(WHAT YOU WILL DO)
Write out the material exactly, without any of its pictures.

● ● ●

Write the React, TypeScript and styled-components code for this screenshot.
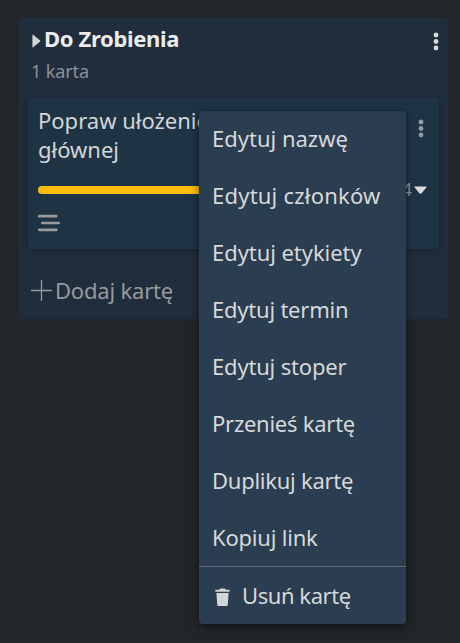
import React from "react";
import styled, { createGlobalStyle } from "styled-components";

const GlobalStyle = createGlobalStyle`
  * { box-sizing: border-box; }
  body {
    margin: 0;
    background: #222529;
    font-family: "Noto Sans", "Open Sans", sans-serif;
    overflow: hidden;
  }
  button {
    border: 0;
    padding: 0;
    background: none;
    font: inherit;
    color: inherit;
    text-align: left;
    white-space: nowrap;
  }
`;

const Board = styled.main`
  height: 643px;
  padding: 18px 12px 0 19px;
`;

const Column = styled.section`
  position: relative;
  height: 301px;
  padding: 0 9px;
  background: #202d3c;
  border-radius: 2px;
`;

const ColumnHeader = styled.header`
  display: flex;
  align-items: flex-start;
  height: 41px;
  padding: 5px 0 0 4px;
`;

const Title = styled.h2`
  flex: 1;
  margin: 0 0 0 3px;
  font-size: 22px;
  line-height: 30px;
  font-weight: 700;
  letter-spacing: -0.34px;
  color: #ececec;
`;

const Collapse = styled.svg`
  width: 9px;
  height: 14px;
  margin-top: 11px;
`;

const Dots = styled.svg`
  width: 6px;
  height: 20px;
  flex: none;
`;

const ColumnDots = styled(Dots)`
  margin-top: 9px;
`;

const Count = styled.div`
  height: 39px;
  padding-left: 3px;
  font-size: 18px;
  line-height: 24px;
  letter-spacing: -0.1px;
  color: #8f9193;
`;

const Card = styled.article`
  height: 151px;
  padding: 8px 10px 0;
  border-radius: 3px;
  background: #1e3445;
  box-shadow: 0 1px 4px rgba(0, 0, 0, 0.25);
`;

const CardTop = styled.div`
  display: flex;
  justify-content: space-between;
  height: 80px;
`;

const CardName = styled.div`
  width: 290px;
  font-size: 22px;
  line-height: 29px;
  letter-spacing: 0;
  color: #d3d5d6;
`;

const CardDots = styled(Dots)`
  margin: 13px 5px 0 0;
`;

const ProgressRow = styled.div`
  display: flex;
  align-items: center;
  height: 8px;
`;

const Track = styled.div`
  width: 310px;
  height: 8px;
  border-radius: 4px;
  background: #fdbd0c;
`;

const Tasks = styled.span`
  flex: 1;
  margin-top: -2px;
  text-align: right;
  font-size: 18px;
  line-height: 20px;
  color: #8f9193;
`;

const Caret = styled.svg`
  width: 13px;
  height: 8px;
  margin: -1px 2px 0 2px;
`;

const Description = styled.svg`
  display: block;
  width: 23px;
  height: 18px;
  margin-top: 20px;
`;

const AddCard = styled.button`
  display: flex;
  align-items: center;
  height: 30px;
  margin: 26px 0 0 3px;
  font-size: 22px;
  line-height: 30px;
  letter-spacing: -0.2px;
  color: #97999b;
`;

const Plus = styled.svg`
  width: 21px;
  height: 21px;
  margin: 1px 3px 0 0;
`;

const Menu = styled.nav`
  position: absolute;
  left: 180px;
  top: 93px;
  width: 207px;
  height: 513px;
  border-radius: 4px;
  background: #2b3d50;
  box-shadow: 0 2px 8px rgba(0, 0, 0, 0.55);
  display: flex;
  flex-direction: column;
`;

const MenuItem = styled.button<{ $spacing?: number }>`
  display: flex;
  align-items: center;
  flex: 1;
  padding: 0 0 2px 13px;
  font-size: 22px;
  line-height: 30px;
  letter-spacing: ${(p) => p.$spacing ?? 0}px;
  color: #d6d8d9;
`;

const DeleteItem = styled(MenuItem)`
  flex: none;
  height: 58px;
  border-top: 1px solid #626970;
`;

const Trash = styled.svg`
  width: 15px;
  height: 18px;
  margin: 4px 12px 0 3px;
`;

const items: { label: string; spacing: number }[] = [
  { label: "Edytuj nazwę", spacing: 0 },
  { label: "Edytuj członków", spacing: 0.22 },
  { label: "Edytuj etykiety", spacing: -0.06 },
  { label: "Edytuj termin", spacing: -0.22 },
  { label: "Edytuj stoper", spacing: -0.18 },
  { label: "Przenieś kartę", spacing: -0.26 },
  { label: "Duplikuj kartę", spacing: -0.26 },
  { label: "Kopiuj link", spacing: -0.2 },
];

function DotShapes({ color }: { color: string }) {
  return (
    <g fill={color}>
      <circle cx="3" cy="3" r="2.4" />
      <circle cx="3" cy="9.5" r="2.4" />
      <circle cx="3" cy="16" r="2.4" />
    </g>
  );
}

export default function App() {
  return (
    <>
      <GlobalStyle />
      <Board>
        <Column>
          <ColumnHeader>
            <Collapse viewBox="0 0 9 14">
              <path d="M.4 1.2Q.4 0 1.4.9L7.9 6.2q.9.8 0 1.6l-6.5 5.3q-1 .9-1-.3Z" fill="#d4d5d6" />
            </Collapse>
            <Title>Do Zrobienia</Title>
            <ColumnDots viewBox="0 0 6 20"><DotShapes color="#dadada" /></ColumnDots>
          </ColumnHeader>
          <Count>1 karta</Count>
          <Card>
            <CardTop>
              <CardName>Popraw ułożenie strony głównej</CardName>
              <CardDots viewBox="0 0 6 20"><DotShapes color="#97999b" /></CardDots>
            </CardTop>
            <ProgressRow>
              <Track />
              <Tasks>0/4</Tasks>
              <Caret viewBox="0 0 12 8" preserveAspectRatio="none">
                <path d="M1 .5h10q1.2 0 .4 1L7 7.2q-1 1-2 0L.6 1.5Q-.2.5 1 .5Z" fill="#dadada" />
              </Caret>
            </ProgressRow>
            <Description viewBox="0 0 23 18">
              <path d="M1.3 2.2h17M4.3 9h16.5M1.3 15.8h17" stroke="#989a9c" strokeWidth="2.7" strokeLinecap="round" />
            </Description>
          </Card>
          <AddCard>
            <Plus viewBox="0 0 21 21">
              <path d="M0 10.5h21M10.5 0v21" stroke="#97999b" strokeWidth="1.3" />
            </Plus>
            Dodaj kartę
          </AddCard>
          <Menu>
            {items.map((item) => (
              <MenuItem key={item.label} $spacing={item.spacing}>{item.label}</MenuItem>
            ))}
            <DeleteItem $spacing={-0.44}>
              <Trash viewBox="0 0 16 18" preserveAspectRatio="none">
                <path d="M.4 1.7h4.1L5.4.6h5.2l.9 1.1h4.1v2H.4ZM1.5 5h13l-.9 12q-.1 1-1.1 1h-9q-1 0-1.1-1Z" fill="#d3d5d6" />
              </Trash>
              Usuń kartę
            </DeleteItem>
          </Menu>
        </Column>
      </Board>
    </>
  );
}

● ● ●

(TASK RESPONSE)
Write the React, TypeScript and styled-components code for this screenshot.
import React from "react";
import styled, { createGlobalStyle } from "styled-components";

const GlobalStyle = createGlobalStyle`
  * { box-sizing: border-box; }
  body {
    margin: 0;
    background: #222529;
    font-family: "Noto Sans", "Open Sans", sans-serif;
    overflow: hidden;
  }
  button {
    border: 0;
    padding: 0;
    background: none;
    font: inherit;
    color: inherit;
    text-align: left;
    white-space: nowrap;
  }
`;

const Board = styled.main`
  height: 643px;
  padding: 18px 12px 0 19px;
`;

const Column = styled.section`
  position: relative;
  height: 301px;
  padding: 0 9px;
  background: #202d3c;
  border-radius: 2px;
`;

const ColumnHeader = styled.header`
  display: flex;
  align-items: flex-start;
  height: 41px;
  padding: 5px 0 0 4px;
`;

const Title = styled.h2`
  flex: 1;
  margin: 0 0 0 3px;
  font-size: 22px;
  line-height: 30px;
  font-weight: 700;
  letter-spacing: -0.34px;
  color: #ececec;
`;

const Collapse = styled.svg`
  width: 9px;
  height: 14px;
  margin-top: 11px;
`;

const Dots = styled.svg`
  width: 6px;
  height: 20px;
  flex: none;
`;

const ColumnDots = styled(Dots)`
  margin-top: 9px;
`;

const Count = styled.div`
  height: 39px;
  padding-left: 3px;
  font-size: 18px;
  line-height: 24px;
  letter-spacing: -0.1px;
  color: #8f9193;
`;

const Card = styled.article`
  height: 151px;
  padding: 8px 10px 0;
  border-radius: 3px;
  background: #1e3445;
  box-shadow: 0 1px 4px rgba(0, 0, 0, 0.25);
`;

const CardTop = styled.div`
  display: flex;
  justify-content: space-between;
  height: 80px;
`;

const CardName = styled.div`
  width: 290px;
  font-size: 22px;
  line-height: 29px;
  letter-spacing: 0;
  color: #d3d5d6;
`;

const CardDots = styled(Dots)`
  margin: 13px 5px 0 0;
`;

const ProgressRow = styled.div`
  display: flex;
  align-items: center;
  height: 8px;
`;

const Track = styled.div`
  width: 310px;
  height: 8px;
  border-radius: 4px;
  background: #fdbd0c;
`;

const Tasks = styled.span`
  flex: 1;
  margin-top: -2px;
  text-align: right;
  font-size: 18px;
  line-height: 20px;
  color: #8f9193;
`;

const Caret = styled.svg`
  width: 13px;
  height: 8px;
  margin: -1px 2px 0 2px;
`;

const Description = styled.svg`
  display: block;
  width: 23px;
  height: 18px;
  margin-top: 20px;
`;

const AddCard = styled.button`
  display: flex;
  align-items: center;
  height: 30px;
  margin: 26px 0 0 3px;
  font-size: 22px;
  line-height: 30px;
  letter-spacing: -0.2px;
  color: #97999b;
`;

const Plus = styled.svg`
  width: 21px;
  height: 21px;
  margin: 1px 3px 0 0;
`;

const Menu = styled.nav`
  position: absolute;
  left: 180px;
  top: 93px;
  width: 207px;
  height: 513px;
  border-radius: 4px;
  background: #2b3d50;
  box-shadow: 0 2px 8px rgba(0, 0, 0, 0.55);
  display: flex;
  flex-direction: column;
`;

const MenuItem = styled.button<{ $spacing?: number }>`
  display: flex;
  align-items: center;
  flex: 1;
  padding: 0 0 2px 13px;
  font-size: 22px;
  line-height: 30px;
  letter-spacing: ${(p) => p.$spacing ?? 0}px;
  color: #d6d8d9;
`;

const DeleteItem = styled(MenuItem)`
  flex: none;
  height: 58px;
  border-top: 1px solid #626970;
`;

const Trash = styled.svg`
  width: 15px;
  height: 18px;
  margin: 4px 12px 0 3px;
`;

const items: { label: string; spacing: number }[] = [
  { label: "Edytuj nazwę", spacing: 0 },
  { label: "Edytuj członków", spacing: 0.22 },
  { label: "Edytuj etykiety", spacing: -0.06 },
  { label: "Edytuj termin", spacing: -0.22 },
  { label: "Edytuj stoper", spacing: -0.18 },
  { label: "Przenieś kartę", spacing: -0.26 },
  { label: "Duplikuj kartę", spacing: -0.26 },
  { label: "Kopiuj link", spacing: -0.2 },
];

function DotShapes({ color }: { color: string }) {
  return (
    <g fill={color}>
      <circle cx="3" cy="3" r="2.4" />
      <circle cx="3" cy="9.5" r="2.4" />
      <circle cx="3" cy="16" r="2.4" />
    </g>
  );
}

export default function App() {
  return (
    <>
      <GlobalStyle />
      <Board>
        <Column>
          <ColumnHeader>
            <Collapse viewBox="0 0 9 14">
              <path d="M.4 1.2Q.4 0 1.4.9L7.9 6.2q.9.8 0 1.6l-6.5 5.3q-1 .9-1-.3Z" fill="#d4d5d6" />
            </Collapse>
            <Title>Do Zrobienia</Title>
            <ColumnDots viewBox="0 0 6 20"><DotShapes color="#dadada" /></ColumnDots>
          </ColumnHeader>
          <Count>1 karta</Count>
          <Card>
            <CardTop>
              <CardName>Popraw ułożenie strony głównej</CardName>
              <CardDots viewBox="0 0 6 20"><DotShapes color="#97999b" /></CardDots>
            </CardTop>
            <ProgressRow>
              <Track />
              <Tasks>0/4</Tasks>
              <Caret viewBox="0 0 12 8" preserveAspectRatio="none">
                <path d="M1 .5h10q1.2 0 .4 1L7 7.2q-1 1-2 0L.6 1.5Q-.2.5 1 .5Z" fill="#dadada" />
              </Caret>
            </ProgressRow>
            <Description viewBox="0 0 23 18">
              <path d="M1.3 2.2h17M4.3 9h16.5M1.3 15.8h17" stroke="#989a9c" strokeWidth="2.7" strokeLinecap="round" />
            </Description>
          </Card>
          <AddCard>
            <Plus viewBox="0 0 21 21">
              <path d="M0 10.5h21M10.5 0v21" stroke="#97999b" strokeWidth="1.3" />
            </Plus>
            Dodaj kartę
          </AddCard>
          <Menu>
            {items.map((item) => (
              <MenuItem key={item.label} $spacing={item.spacing}>{item.label}</MenuItem>
            ))}
            <DeleteItem $spacing={-0.44}>
              <Trash viewBox="0 0 16 18" preserveAspectRatio="none">
                <path d="M.4 1.7h4.1L5.4.6h5.2l.9 1.1h4.1v2H.4ZM1.5 5h13l-.9 12q-.1 1-1.1 1h-9q-1 0-1.1-1Z" fill="#d3d5d6" />
              </Trash>
              Usuń kartę
            </DeleteItem>
          </Menu>
        </Column>
      </Board>
    </>
  );
}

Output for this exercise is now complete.